## Given data
==================================================
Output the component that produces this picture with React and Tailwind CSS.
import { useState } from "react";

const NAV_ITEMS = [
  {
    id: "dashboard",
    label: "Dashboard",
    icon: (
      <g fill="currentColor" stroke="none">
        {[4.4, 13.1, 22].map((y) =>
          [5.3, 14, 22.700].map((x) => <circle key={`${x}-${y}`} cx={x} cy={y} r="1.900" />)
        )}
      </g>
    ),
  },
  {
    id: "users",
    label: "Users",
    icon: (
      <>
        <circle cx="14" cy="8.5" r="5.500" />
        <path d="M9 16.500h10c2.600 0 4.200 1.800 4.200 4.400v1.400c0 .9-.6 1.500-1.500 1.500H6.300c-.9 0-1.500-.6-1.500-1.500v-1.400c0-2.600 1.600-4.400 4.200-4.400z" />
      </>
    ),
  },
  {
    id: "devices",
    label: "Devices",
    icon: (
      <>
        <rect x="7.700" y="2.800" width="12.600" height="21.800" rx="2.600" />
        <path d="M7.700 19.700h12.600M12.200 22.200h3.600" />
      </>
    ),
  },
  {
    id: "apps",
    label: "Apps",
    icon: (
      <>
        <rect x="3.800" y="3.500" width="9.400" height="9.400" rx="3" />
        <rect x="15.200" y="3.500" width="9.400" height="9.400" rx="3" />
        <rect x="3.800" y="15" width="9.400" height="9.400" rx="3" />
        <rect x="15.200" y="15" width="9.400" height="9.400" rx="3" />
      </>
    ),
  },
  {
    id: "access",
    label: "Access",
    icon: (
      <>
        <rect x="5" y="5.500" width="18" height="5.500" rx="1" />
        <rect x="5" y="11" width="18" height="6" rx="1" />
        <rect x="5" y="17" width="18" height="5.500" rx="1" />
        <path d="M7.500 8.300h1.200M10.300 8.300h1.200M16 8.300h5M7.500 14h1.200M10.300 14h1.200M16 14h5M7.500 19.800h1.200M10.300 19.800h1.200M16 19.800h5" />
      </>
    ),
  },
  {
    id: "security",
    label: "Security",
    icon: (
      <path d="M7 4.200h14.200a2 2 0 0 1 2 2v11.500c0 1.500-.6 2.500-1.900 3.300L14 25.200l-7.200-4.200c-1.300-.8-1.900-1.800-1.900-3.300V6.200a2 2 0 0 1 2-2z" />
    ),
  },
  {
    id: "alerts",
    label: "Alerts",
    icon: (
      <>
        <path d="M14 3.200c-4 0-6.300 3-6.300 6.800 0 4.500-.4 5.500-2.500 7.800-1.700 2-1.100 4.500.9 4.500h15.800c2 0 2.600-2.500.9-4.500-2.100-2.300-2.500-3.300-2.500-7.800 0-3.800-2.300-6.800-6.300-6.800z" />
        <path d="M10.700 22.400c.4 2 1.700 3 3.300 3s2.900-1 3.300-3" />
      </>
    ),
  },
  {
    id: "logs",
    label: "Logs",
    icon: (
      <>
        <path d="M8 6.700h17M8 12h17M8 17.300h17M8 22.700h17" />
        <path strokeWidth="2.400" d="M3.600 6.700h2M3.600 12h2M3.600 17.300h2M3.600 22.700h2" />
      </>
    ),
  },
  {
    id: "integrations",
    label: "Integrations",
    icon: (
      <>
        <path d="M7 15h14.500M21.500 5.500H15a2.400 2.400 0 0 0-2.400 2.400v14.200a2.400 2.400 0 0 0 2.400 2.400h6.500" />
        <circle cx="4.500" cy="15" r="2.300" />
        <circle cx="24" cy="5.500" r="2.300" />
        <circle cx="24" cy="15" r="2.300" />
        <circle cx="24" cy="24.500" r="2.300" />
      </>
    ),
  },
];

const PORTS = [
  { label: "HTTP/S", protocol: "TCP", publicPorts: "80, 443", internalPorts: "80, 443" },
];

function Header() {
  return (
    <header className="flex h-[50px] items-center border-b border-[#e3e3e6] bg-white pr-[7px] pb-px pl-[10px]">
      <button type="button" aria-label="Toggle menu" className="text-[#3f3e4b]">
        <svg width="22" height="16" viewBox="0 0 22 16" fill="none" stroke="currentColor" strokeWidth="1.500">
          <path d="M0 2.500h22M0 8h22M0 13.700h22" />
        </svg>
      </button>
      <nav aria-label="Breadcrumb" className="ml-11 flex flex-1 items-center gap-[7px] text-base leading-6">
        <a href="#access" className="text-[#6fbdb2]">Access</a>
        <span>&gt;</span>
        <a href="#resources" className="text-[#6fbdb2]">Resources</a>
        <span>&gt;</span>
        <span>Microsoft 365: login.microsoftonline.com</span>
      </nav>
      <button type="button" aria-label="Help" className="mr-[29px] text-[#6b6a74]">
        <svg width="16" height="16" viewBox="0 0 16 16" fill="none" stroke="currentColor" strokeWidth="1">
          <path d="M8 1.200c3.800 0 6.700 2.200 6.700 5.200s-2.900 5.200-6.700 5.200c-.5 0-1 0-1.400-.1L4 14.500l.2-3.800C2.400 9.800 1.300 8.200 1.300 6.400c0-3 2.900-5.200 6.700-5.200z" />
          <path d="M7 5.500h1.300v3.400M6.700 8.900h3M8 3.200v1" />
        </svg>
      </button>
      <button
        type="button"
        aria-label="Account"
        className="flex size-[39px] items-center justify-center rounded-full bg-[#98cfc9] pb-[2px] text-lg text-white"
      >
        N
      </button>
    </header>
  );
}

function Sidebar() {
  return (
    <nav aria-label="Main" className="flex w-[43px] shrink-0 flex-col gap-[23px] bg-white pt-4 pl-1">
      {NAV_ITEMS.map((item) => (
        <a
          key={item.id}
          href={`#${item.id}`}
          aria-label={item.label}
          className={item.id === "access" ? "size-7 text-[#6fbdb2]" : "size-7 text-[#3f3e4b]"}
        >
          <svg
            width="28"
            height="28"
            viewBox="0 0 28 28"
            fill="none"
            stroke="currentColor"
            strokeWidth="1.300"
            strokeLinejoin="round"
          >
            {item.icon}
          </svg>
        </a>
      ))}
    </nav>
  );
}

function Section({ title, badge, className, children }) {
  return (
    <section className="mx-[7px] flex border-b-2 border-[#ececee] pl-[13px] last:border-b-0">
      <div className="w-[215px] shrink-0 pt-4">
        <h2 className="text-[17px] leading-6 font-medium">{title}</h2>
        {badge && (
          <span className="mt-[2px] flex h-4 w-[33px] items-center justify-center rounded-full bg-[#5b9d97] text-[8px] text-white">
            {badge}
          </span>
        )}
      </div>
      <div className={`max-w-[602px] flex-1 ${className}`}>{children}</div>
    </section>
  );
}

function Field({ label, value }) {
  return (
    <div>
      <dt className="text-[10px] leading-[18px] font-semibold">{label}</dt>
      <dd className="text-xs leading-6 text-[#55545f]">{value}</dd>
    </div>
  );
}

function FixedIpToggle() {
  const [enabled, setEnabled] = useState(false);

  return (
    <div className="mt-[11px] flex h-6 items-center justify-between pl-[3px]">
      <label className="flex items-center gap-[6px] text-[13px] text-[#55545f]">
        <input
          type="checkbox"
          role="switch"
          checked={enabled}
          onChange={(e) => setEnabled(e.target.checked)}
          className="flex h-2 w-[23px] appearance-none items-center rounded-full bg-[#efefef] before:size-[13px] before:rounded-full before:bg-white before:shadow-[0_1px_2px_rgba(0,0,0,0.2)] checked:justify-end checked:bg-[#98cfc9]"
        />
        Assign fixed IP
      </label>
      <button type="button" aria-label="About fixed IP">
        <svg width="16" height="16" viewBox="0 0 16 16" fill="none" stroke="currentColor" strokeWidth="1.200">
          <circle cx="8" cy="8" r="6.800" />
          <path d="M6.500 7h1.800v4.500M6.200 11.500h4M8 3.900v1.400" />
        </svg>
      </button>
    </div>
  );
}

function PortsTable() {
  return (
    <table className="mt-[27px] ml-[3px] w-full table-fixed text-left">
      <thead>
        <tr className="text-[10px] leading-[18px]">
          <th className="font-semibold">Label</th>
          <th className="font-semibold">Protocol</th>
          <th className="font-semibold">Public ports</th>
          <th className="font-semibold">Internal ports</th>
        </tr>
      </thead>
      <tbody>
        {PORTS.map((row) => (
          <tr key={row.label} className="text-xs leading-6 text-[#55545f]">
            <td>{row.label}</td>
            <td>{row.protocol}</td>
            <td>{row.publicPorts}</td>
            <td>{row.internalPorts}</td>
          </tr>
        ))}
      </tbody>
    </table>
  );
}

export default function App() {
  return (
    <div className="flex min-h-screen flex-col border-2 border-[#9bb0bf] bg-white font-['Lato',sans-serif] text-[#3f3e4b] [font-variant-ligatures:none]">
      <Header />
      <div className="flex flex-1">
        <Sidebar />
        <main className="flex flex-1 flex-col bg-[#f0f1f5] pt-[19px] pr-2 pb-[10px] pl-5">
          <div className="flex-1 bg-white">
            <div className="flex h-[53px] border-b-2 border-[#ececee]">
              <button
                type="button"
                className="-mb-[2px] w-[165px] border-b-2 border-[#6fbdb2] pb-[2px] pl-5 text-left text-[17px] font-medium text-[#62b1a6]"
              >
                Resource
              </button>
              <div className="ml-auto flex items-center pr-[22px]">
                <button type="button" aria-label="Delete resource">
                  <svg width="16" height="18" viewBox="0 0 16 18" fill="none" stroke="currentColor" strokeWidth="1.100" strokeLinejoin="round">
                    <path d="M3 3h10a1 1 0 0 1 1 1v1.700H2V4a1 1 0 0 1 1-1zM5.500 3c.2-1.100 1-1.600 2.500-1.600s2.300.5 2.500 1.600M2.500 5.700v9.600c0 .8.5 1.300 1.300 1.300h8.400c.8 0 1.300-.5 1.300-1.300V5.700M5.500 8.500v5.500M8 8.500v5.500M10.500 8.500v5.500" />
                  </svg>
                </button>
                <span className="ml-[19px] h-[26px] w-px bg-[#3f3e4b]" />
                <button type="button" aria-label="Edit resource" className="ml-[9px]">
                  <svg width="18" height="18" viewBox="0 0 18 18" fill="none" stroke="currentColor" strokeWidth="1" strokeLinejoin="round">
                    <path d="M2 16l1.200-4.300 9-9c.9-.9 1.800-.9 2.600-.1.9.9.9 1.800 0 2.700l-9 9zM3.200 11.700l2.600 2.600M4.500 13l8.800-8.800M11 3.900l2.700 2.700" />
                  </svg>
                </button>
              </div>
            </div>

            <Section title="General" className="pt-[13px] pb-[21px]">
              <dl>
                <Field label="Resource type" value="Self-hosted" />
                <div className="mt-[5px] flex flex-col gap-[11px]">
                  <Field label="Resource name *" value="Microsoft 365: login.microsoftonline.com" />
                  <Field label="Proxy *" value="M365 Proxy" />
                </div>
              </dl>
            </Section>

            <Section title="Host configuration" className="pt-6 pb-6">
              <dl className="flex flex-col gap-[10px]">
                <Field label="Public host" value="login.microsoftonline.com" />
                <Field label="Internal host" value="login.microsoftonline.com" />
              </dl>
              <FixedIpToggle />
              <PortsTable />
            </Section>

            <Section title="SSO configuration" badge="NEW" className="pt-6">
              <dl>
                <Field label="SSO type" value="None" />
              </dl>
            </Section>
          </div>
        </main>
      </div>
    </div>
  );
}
==================================================
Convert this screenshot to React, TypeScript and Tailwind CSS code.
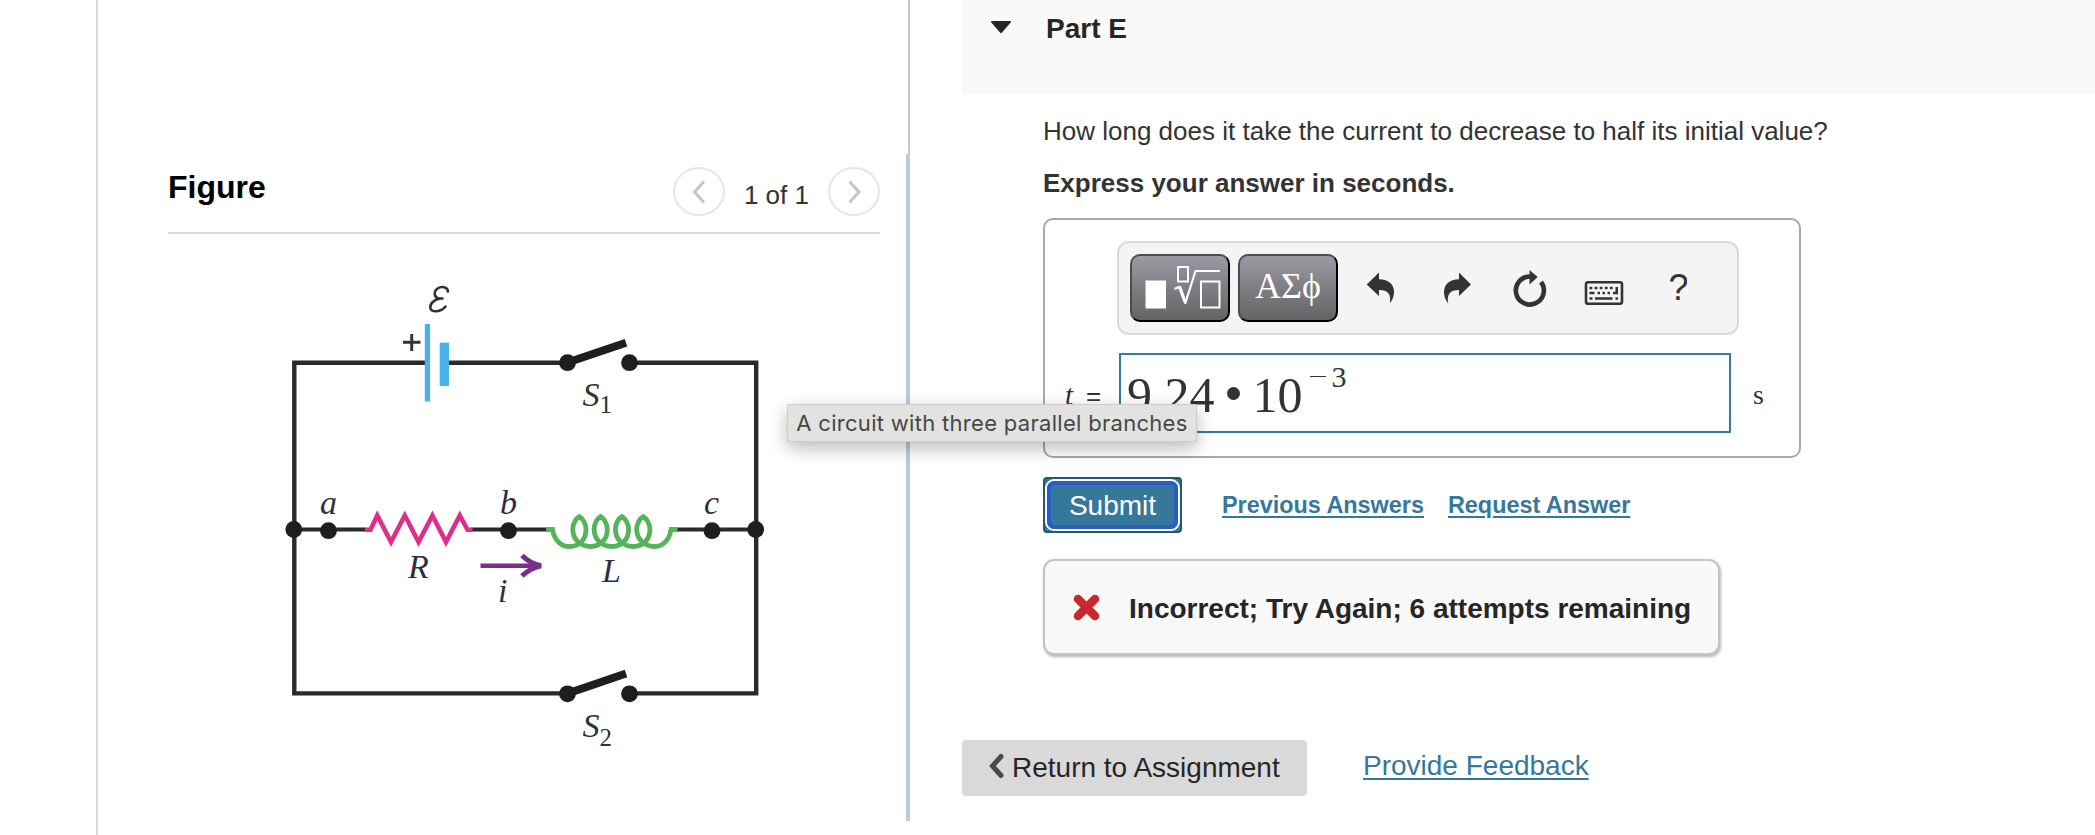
==================================================
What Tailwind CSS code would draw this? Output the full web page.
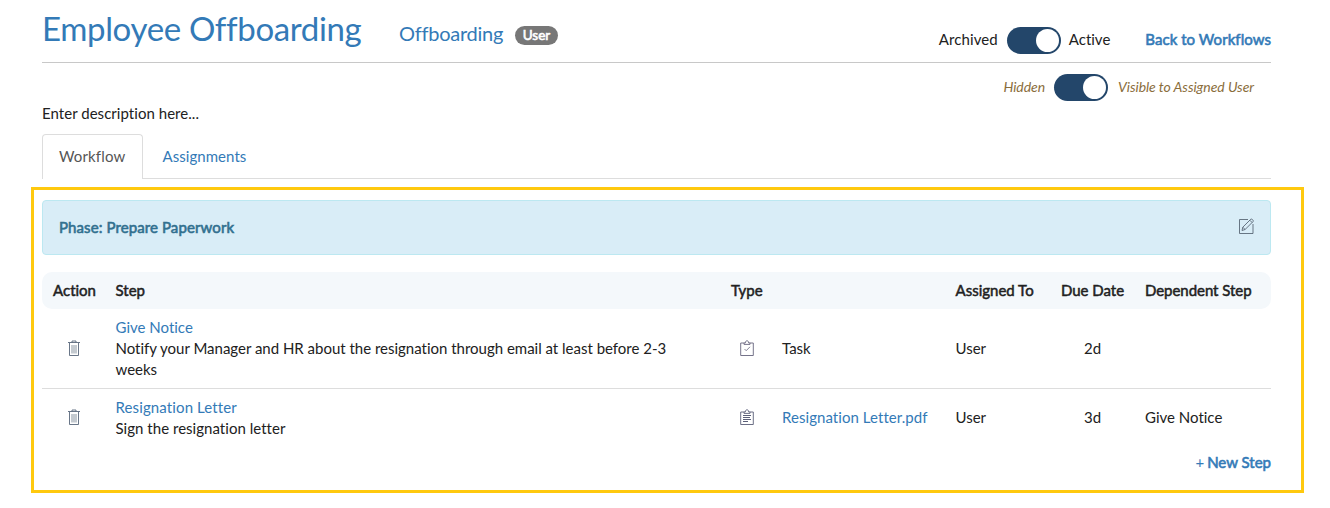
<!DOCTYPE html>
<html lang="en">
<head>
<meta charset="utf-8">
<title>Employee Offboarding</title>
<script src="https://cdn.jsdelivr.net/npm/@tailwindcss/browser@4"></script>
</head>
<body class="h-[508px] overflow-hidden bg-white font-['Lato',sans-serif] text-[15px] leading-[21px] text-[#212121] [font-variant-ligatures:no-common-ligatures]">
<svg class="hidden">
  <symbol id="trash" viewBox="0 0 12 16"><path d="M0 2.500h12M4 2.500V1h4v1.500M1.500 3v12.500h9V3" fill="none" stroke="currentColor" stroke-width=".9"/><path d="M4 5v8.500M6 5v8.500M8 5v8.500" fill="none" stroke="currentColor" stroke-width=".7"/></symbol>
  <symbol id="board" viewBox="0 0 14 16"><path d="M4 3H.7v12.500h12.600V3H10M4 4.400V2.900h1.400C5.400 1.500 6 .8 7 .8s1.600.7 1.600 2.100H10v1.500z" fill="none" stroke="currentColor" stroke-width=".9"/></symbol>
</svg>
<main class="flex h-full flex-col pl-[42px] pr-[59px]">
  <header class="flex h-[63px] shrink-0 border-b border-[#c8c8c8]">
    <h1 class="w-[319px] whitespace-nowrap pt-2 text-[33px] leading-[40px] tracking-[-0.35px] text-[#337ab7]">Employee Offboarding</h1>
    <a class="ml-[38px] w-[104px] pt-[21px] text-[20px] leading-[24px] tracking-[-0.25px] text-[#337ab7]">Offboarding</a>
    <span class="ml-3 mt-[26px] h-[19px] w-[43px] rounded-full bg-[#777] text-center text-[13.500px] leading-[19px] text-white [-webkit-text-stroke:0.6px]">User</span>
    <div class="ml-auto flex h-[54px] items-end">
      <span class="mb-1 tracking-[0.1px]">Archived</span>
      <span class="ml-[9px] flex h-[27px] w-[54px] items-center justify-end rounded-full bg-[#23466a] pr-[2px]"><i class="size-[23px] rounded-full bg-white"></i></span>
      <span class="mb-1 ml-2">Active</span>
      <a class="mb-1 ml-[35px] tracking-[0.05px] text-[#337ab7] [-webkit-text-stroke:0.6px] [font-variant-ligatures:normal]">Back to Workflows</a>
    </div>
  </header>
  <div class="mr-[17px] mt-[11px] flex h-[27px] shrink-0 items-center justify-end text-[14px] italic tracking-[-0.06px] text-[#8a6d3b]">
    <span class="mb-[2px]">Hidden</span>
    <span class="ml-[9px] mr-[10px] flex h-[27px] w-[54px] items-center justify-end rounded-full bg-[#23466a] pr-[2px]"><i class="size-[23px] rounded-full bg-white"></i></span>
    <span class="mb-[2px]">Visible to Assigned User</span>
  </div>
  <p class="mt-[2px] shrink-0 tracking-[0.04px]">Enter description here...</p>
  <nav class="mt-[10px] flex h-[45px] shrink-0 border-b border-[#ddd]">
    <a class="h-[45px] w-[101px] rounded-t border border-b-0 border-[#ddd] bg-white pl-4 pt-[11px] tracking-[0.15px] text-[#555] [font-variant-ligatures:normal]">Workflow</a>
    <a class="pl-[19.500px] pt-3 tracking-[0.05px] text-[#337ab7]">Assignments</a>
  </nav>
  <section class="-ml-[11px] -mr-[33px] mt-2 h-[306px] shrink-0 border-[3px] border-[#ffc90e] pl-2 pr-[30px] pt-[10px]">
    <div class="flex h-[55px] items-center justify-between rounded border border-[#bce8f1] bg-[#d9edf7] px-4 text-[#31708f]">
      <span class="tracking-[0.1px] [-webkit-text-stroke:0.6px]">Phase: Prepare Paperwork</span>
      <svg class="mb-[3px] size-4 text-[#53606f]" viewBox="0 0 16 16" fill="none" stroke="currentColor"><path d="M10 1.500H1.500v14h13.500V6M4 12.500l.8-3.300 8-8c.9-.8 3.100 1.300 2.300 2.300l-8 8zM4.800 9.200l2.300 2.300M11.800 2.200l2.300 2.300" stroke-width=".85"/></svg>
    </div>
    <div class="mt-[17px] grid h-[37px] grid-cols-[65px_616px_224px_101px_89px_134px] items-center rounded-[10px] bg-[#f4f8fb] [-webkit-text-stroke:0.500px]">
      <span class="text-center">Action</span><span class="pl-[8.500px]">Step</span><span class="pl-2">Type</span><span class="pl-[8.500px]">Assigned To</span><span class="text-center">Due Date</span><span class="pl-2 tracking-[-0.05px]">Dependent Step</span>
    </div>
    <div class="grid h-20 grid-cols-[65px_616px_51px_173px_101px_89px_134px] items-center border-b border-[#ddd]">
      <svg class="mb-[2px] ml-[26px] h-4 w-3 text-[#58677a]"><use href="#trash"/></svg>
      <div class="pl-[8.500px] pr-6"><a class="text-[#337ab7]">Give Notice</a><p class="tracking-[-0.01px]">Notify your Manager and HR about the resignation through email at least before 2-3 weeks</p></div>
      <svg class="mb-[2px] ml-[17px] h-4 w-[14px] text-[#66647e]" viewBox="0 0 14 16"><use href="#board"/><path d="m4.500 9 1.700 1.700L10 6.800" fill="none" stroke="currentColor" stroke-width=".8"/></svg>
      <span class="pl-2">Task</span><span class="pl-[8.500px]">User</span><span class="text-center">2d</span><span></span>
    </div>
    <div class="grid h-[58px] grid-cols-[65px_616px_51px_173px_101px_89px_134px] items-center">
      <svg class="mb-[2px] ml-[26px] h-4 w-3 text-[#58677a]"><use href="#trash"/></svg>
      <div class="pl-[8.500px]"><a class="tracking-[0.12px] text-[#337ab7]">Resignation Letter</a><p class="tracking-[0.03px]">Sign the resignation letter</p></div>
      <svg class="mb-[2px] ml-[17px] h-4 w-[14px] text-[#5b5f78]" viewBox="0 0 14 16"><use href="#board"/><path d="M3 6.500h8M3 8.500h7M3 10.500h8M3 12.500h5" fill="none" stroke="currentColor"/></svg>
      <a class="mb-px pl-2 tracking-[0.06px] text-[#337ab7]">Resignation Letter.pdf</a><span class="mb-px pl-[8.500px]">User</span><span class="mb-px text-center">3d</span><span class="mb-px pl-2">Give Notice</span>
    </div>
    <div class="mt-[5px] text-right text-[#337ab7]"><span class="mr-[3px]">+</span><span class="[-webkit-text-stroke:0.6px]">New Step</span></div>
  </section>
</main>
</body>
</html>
==================================================
## Exercise prompt
Select the lines in this material that hold the word "code", leaving none out.

## Answer for this exercise
Convert this screenshot to React, TypeScript and Tailwind CSS code.
What Tailwind CSS code would draw this? Output the full web page.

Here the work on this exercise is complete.